[Tutor] Good approach regarding classes attributes
Juan Christian
juan0christian at gmail.com
Sun Sep 7 15:08:09 CEST 2014
On Sun, Sep 7, 2014 at 5:04 AM, Peter Otten <__peter__ at web.de> wrote:
>
> It's not a good approach and it's not pythonic.
>
> In Python you should avoid accessor functions and (pseudo-)private
> __attributes ("Python is not Java"). So
>
> class User:
> def __init__(self, id):
> self.id = id
> # load attributes
> self.personname = [personname from JSON]
> ...
>
> user = User(42)
>
> is certainly better. You might also consider making the class less
> dependent
> of the way you acquire the corresponding data:
>
> class User: # in Python 2: class User(object): ...

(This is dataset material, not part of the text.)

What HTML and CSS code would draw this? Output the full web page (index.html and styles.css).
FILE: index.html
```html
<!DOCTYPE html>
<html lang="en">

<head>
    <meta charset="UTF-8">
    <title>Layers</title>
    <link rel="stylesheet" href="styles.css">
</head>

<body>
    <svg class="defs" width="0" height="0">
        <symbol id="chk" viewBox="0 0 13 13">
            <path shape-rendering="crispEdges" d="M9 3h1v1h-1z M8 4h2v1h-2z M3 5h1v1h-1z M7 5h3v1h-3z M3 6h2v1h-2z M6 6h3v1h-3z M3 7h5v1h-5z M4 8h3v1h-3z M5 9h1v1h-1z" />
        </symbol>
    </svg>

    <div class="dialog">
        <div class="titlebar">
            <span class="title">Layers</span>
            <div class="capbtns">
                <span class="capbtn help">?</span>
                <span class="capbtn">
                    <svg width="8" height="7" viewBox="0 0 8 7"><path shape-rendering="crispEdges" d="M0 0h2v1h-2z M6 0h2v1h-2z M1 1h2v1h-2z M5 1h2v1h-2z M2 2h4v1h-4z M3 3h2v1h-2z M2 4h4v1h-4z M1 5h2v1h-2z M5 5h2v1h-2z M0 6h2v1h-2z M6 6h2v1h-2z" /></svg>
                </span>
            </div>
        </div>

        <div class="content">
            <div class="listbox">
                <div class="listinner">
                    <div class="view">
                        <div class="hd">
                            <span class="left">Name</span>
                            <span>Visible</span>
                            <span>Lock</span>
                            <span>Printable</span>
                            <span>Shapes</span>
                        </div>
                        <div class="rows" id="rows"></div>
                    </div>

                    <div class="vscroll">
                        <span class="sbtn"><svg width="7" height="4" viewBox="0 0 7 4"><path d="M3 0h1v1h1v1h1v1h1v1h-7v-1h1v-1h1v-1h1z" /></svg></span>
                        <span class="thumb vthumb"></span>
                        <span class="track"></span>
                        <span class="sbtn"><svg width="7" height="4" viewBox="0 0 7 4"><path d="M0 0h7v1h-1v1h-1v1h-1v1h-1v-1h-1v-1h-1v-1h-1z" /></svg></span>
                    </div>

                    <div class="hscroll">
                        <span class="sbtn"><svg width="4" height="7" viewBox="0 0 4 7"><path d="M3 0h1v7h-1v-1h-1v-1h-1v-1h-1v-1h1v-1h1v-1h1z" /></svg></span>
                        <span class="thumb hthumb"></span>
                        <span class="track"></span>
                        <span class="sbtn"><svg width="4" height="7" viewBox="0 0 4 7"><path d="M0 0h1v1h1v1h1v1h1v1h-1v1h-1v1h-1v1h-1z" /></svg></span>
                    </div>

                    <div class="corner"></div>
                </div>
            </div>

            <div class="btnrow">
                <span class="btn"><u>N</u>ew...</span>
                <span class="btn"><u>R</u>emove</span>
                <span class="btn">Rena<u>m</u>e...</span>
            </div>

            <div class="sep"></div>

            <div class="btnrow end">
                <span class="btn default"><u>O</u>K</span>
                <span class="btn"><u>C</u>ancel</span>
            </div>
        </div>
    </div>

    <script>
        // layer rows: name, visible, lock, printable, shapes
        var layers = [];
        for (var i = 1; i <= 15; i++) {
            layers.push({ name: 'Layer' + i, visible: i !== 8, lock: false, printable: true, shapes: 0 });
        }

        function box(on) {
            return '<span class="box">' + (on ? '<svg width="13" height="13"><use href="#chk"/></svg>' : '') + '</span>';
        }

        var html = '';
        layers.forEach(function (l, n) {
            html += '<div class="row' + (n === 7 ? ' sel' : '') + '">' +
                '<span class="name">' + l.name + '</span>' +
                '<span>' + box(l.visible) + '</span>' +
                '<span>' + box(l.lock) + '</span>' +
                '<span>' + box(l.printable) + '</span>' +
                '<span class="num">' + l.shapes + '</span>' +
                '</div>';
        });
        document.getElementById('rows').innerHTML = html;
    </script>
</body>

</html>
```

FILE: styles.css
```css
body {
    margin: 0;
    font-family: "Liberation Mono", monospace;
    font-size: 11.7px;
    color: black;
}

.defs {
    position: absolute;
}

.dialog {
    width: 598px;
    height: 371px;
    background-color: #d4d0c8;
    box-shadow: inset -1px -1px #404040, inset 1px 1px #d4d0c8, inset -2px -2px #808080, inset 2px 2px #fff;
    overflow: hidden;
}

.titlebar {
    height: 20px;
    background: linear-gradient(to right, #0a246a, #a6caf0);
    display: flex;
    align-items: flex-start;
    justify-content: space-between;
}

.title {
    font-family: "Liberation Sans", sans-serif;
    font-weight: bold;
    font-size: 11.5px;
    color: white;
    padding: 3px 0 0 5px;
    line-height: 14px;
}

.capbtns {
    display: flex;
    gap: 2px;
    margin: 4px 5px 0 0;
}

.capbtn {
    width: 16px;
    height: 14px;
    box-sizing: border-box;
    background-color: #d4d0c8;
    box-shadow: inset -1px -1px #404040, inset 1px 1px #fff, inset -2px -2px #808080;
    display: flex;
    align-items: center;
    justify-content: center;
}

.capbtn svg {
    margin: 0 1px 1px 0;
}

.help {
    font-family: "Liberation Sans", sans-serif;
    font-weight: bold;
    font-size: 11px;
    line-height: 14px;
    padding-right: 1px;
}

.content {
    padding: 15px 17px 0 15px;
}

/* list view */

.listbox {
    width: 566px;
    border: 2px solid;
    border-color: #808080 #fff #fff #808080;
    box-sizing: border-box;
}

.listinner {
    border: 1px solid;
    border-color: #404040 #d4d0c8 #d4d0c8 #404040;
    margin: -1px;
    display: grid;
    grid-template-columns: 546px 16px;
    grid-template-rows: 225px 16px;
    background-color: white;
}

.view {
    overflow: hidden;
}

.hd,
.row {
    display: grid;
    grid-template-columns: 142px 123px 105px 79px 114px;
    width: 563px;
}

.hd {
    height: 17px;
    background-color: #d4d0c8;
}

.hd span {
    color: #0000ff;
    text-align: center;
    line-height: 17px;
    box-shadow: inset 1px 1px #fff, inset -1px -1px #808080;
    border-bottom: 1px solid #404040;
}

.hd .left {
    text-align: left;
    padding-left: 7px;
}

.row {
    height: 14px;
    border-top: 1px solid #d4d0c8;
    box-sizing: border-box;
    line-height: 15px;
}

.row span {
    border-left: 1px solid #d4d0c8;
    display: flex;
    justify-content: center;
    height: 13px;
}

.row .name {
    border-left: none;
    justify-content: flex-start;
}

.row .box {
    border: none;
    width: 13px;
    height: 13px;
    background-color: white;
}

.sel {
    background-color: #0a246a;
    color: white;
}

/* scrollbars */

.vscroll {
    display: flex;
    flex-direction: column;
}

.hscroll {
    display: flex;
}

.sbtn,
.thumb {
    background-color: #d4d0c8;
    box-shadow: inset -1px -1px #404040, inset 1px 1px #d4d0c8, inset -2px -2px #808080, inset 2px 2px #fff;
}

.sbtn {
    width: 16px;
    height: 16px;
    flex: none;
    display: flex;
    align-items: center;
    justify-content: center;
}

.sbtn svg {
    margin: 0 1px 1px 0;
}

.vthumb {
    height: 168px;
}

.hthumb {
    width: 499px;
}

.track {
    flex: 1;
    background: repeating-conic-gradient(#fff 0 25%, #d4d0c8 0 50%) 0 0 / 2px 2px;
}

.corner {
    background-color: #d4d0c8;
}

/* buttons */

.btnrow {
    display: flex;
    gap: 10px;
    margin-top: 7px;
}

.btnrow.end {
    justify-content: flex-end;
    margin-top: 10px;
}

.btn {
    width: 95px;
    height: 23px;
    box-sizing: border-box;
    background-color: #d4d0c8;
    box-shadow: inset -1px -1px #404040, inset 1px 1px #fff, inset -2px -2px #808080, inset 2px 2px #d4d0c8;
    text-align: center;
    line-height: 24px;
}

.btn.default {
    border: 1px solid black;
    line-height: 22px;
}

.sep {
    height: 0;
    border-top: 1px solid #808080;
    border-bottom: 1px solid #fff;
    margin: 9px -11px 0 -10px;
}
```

> def __init__(self, id, personname, ...)
> self.id = id
> self.personname = personname
> ...
> @classmethod
> def from_id(class_, id):
> # load attributes
> return User(id, personname, ...)
>
> jeff = User(42, "Jeff", ...)
> jack = User.from_id(43)
Ok, no pseudo-private attributes. I read it in tutorials from 2013 and in
the course that I'm taking that this would be a good pythonic way to deal
with class attributes. They wouldn't be truly private, but someone using
the program would see the " __ " in the beginning of the attribute and
wouldn't call it directly, "because we are all adults and such", you saying
that this approach doesn't exist in real life?

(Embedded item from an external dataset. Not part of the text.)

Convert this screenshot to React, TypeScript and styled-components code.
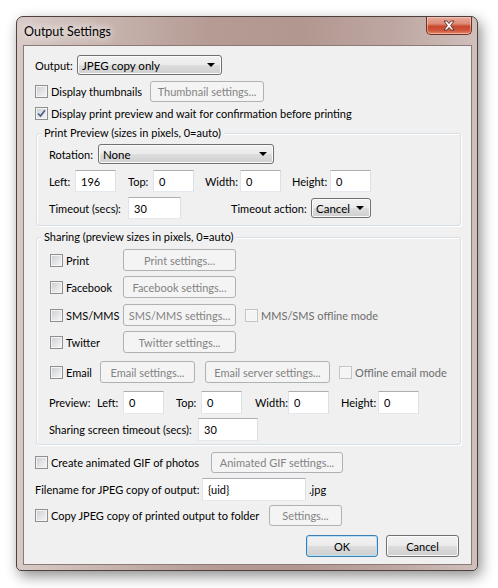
import React from 'react'
import styled, { createGlobalStyle } from 'styled-components'

const GlobalStyle = createGlobalStyle`
  html, body {
    margin: 0;
    padding: 0;
    background: #ffffff;
  }
  body {
    width: 498px;
    height: 588px;
    overflow: hidden;
    font-family: Lato, "Noto Sans", sans-serif;
    font-size: 11px;
    color: #000;
  }
`

const Page = styled.div`
  padding: 16px 0 0 16px;
`

const Window = styled.div`
  width: 462px;
  height: 555px;
  box-sizing: border-box;
  border: 1px solid #4f403d;
  border-radius: 7px 7px 5px 5px;
  background: linear-gradient(90deg, #d8cbc7 0%, #c9b5b0 18%, #b59b94 42%, #b29790 62%, #bea7a2 82%, #cfbfbb 100%);
  box-shadow: 3px 5px 14px rgba(0, 0, 0, 0.45);
  display: flex;
  flex-direction: column;
`

const TitleBar = styled.div`
  height: 28px;
  display: flex;
  justify-content: space-between;
  align-items: flex-start;
`

const Title = styled.div`
  font-size: 12.5px;
  padding: 7px 0 0 7px;
  color: #000;
  text-shadow: 0 0 8px #fff, 0 0 12px #fff;
`

const CloseButton = styled.div`
  width: 46px;
  height: 18px;
  margin-right: 5px;
  box-sizing: border-box;
  border: 1px solid #6e3127;
  border-top: none;
  border-radius: 0 0 5px 5px;
  background: linear-gradient(#e8ab9c 0%, #dc8a76 40%, #c8472f 55%, #d0583c 80%, #e48b6c 100%);
  box-shadow: inset 0 0 0 1px rgba(255, 220, 210, 0.5);
  display: flex;
  align-items: center;
  justify-content: center;
`

const Client = styled.div`
  margin: 0 5px 5px 6px;
  height: 520px;
  box-sizing: border-box;
  border: 1px solid #8c7a76;
  background: #f0f0f0;
  padding-left: 11px;
  display: flex;
  flex-direction: column;
`

const Row = styled.div<{ $mt: number; $h: number; $end?: boolean }>`
  display: flex;
  align-items: center;
  margin-top: ${(p) => p.$mt}px;
  height: ${(p) => p.$h}px;
  justify-content: ${(p) => (p.$end ? 'flex-end' : 'flex-start')};
  padding-right: ${(p) => (p.$end ? 12 : 0)}px;
`

const Label = styled.span<{ $w?: number; $ml?: number; $dim?: boolean }>`
  display: inline-block;
  flex: none;
  width: ${(p) => (p.$w ? `${p.$w}px` : 'auto')};
  margin-left: ${(p) => p.$ml ?? 0}px;
  white-space: nowrap;
  color: ${(p) => (p.$dim ? '#6d6d6d' : '#000')};
`

const CheckCell = styled.label<{ $w?: number; $ml?: number }>`
  display: flex;
  align-items: center;
  flex: none;
  width: ${(p) => (p.$w ? `${p.$w}px` : 'auto')};
  margin-left: ${(p) => p.$ml ?? 0}px;
  white-space: nowrap;
`

const Box = styled.span<{ $disabled?: boolean }>`
  width: 13px;
  height: 13px;
  box-sizing: border-box;
  flex: none;
  margin-right: 3px;
  border: 1px solid ${(p) => (p.$disabled ? '#c4c4c4' : '#8e8f8f')};
  background: ${(p) =>
    p.$disabled
      ? '#f4f4f4'
      : 'linear-gradient(135deg, #c9ccd1 0%, #e4e5e7 55%, #f7f7f7 100%)'};
  box-shadow: inset 0 0 0 1px ${(p) => (p.$disabled ? '#f7f7f7' : '#f4f4f4')};
  display: flex;
  align-items: center;
  justify-content: center;
`

const Button = styled.div<{ $w: number; $h: number; $ml?: number; $disabled?: boolean; $default?: boolean }>`
  width: ${(p) => p.$w}px;
  height: ${(p) => p.$h}px;
  margin-left: ${(p) => p.$ml ?? 0}px;
  flex: none;
  box-sizing: border-box;
  border-radius: 3px;
  display: flex;
  align-items: center;
  justify-content: center;
  white-space: nowrap;
  border: 1px solid ${(p) => (p.$disabled ? '#adb2b5' : p.$default ? '#3c7fb1' : '#707070')};
  color: ${(p) => (p.$disabled ? '#838383' : '#000')};
  background: ${(p) =>
    p.$disabled
      ? '#f4f4f4'
      : 'linear-gradient(#f2f2f2 0%, #ebebeb 49%, #dddddd 51%, #cfcfcf 100%)'};
  box-shadow: inset 0 0 0 1px ${(p) => (p.$disabled ? '#f4f4f4' : p.$default ? '#b8e1f9' : '#fbfbfb')};
`

const Select = styled.div<{ $w: number }>`
  width: ${(p) => p.$w}px;
  height: 20px;
  flex: none;
  box-sizing: border-box;
  border: 1px solid #707070;
  border-radius: 3px;
  background: linear-gradient(#f2f2f2 0%, #ebebeb 49%, #dddddd 51%, #cfcfcf 100%);
  box-shadow: inset 0 0 0 1px #fbfbfb;
  display: flex;
  align-items: center;
  justify-content: space-between;
  padding: 0 6px 0 4px;
  white-space: nowrap;
  font-size: 11.5px;
`

const Arrow = styled.span`
  width: 0;
  height: 0;
  border-left: 4px solid transparent;
  border-right: 4px solid transparent;
  border-top: 4px solid #000;
`

const Input = styled.div<{ $w: number; $h: number }>`
  width: ${(p) => p.$w}px;
  height: ${(p) => p.$h}px;
  flex: none;
  box-sizing: border-box;
  border: 1px solid;
  border-color: #abadb3 #dbdfe6 #e3e9ef #e2e3ea;
  background: #fff;
  padding-left: 5px;
  display: flex;
  align-items: center;
  white-space: nowrap;
`

const Group = styled.div<{ $mt: number; $h: number }>`
  position: relative;
  margin-top: ${(p) => p.$mt}px;
  margin-left: 1px;
  width: 425px;
  height: ${(p) => p.$h}px;
  box-sizing: border-box;
  border: 1px solid #d5dfe5;
  border-radius: 3px;
  box-shadow: inset 1px 1px 0 #fff, 1px 1px 0 #fff;
  padding-left: 12px;
  display: flex;
  flex-direction: column;
`

const Legend = styled.span`
  position: absolute;
  top: -8px;
  left: 4px;
  padding: 0 3px;
  background: #f0f0f0;
  white-space: nowrap;
`

const Check = ({ checked, disabled }: { checked?: boolean; disabled?: boolean }) => (
  <Box $disabled={disabled}>
    {checked && (
      <svg width="9" height="9" viewBox="0 0 9 9">
        <path d="M1 4.5 L3.5 7 L8 1.2" fill="none" stroke="#4a5f8c" strokeWidth="1.7" />
      </svg>
    )}
  </Box>
)

const CloseGlyph = () => (
  <svg width="14" height="11" viewBox="0 0 14 11">
    <path
      d="M2 1 L5 1 L7 3.5 L9 1 L12 1 L8.6 5.5 L12 10 L9 10 L7 7.5 L5 10 L2 10 L5.4 5.5 Z"
      fill="#fff"
      stroke="#5a2a22"
      strokeWidth="0.9"
      strokeLinejoin="round"
    />
  </svg>
)

export default function App() {
  return (
    <Page>
      <GlobalStyle />
      <Window>
        <TitleBar>
          <Title>Output Settings</Title>
          <CloseButton>
            <CloseGlyph />
          </CloseButton>
        </TitleBar>
        <Client>
          <Row $mt={9} $h={20}>
            <Label $w={42}>Output:</Label>
            <Select $w={145}>
              JPEG copy only
              <Arrow />
            </Select>
          </Row>
          <Row $mt={6} $h={21}>
            <CheckCell $w={115}>
              <Check />
              Display thumbnails
            </CheckCell>
            <Button $w={114} $h={21} $disabled>
              Thumbnail settings...
            </Button>
          </Row>
          <Row $mt={3} $h={17}>
            <CheckCell>
              <Check checked />
              Display print preview and wait for confirmation before printing
            </CheckCell>
          </Row>

          <Group $mt={11} $h={93}>
            <Legend>Print Preview (sizes in pixels, 0=auto)</Legend>
            <Row $mt={10} $h={20}>
              <Label $w={49}>Rotation:</Label>
              <Select $w={176}>
                None
                <Arrow />
              </Select>
            </Row>
            <Row $mt={6} $h={22}>
              <Label $w={26}>Left:</Label>
              <Input $w={41} $h={22}>196</Input>
              <Label $w={25} $ml={12}>Top:</Label>
              <Input $w={41} $h={22}>0</Input>
              <Label $w={35} $ml={11}>Width:</Label>
              <Input $w={41} $h={22}>0</Input>
              <Label $w={38} $ml={11}>Height:</Label>
              <Input $w={41} $h={22}>0</Input>
            </Row>
            <Row $mt={5} $h={22}>
              <Label $w={79}>Timeout (secs):</Label>
              <Input $w={53} $h={22}>30</Input>
              <Label $w={80} $ml={50}>Timeout action:</Label>
              <Select $w={60}>
                Cancel
                <Arrow />
              </Select>
            </Row>
          </Group>

          <Group $mt={11} $h={208}>
            <Legend>Sharing (preview sizes in pixels, 0=auto)</Legend>
            <Row $mt={11} $h={22}>
              <CheckCell $w={73} $ml={1}>
                <Check />
                Print
              </CheckCell>
              <Button $w={113} $h={22} $disabled>
                Print settings...
              </Button>
            </Row>
            <Row $mt={5} $h={22}>
              <CheckCell $w={73} $ml={1}>
                <Check />
                Facebook
              </CheckCell>
              <Button $w={113} $h={22} $disabled>
                Facebook settings...
              </Button>
            </Row>
            <Row $mt={6} $h={22}>
              <CheckCell $w={73} $ml={1}>
                <Check />
                SMS/MMS
              </CheckCell>
              <Button $w={113} $h={22} $disabled>
                SMS/MMS settings...
              </Button>
              <CheckCell $ml={9}>
                <Check disabled />
                <Label $dim>MMS/SMS offline mode</Label>
              </CheckCell>
            </Row>
            <Row $mt={5} $h={22}>
              <CheckCell $w={73} $ml={1}>
                <Check />
                Twitter
              </CheckCell>
              <Button $w={113} $h={22} $disabled>
                Twitter settings...
              </Button>
            </Row>
            <Row $mt={8} $h={22}>
              <CheckCell $w={50} $ml={1}>
                <Check />
                Email
              </CheckCell>
              <Button $w={95} $h={22} $disabled>
                Email settings...
              </Button>
              <Button $w={125} $h={22} $ml={10} $disabled>
                Email server settings...
              </Button>
              <CheckCell $ml={9}>
                <Check disabled />
                <Label $dim>Offline email mode</Label>
              </CheckCell>
            </Row>
            <Row $mt={8} $h={23}>
              <Label $w={48}>Preview:</Label>
              <Label $w={26}>Left:</Label>
              <Input $w={41} $h={23}>0</Input>
              <Label $w={25} $ml={12}>Top:</Label>
              <Input $w={41} $h={23}>0</Input>
              <Label $w={33} $ml={13}>Width:</Label>
              <Input $w={41} $h={23}>0</Input>
              <Label $w={37} $ml={12}>Height:</Label>
              <Input $w={41} $h={23}>0</Input>
            </Row>
            <Row $mt={4} $h={23}>
              <Label $w={149}>Sharing screen timeout (secs):</Label>
              <Input $w={60} $h={23}>30</Input>
            </Row>
          </Group>

          <Row $mt={7} $h={21}>
            <CheckCell $w={176}>
              <Check />
              Create animated GIF of photos
            </CheckCell>
            <Button $w={132} $h={21} $disabled>
              Animated GIF settings...
            </Button>
          </Row>
          <Row $mt={5} $h={23}>
            <Label $w={167}>Filename for JPEG copy of output:</Label>
            <Input $w={104} $h={23}>{'{uid}'}</Input>
            <Label $ml={3}>.jpg</Label>
          </Row>
          <Row $mt={4} $h={21}>
            <CheckCell $w={234}>
              <Check />
              Copy JPEG copy of printed output to folder
            </CheckCell>
            <Button $w={73} $h={21} $disabled>
              Settings...
            </Button>
          </Row>
          <Row $mt={9} $h={22} $end>
            <Button $w={72} $h={22} $default>
              OK
            </Button>
            <Button $w={73} $h={22} $ml={8}>
              Cancel
            </Button>
          </Row>
        </Client>
      </Window>
    </Page>
  )
}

I can't give all the 8 attributes to '__init__' because I don't even have
them. I would call it with ID only and them the API server would return me
all the info, and then I would set them. I didn't learn '@classmethod'
decoration yet, but I presume it would work as a 'get()', right? The thing
is, where 'user with id 43' is stored? You get it using 'from_id' but we
don't have any list in there the store users, I got confused in that part.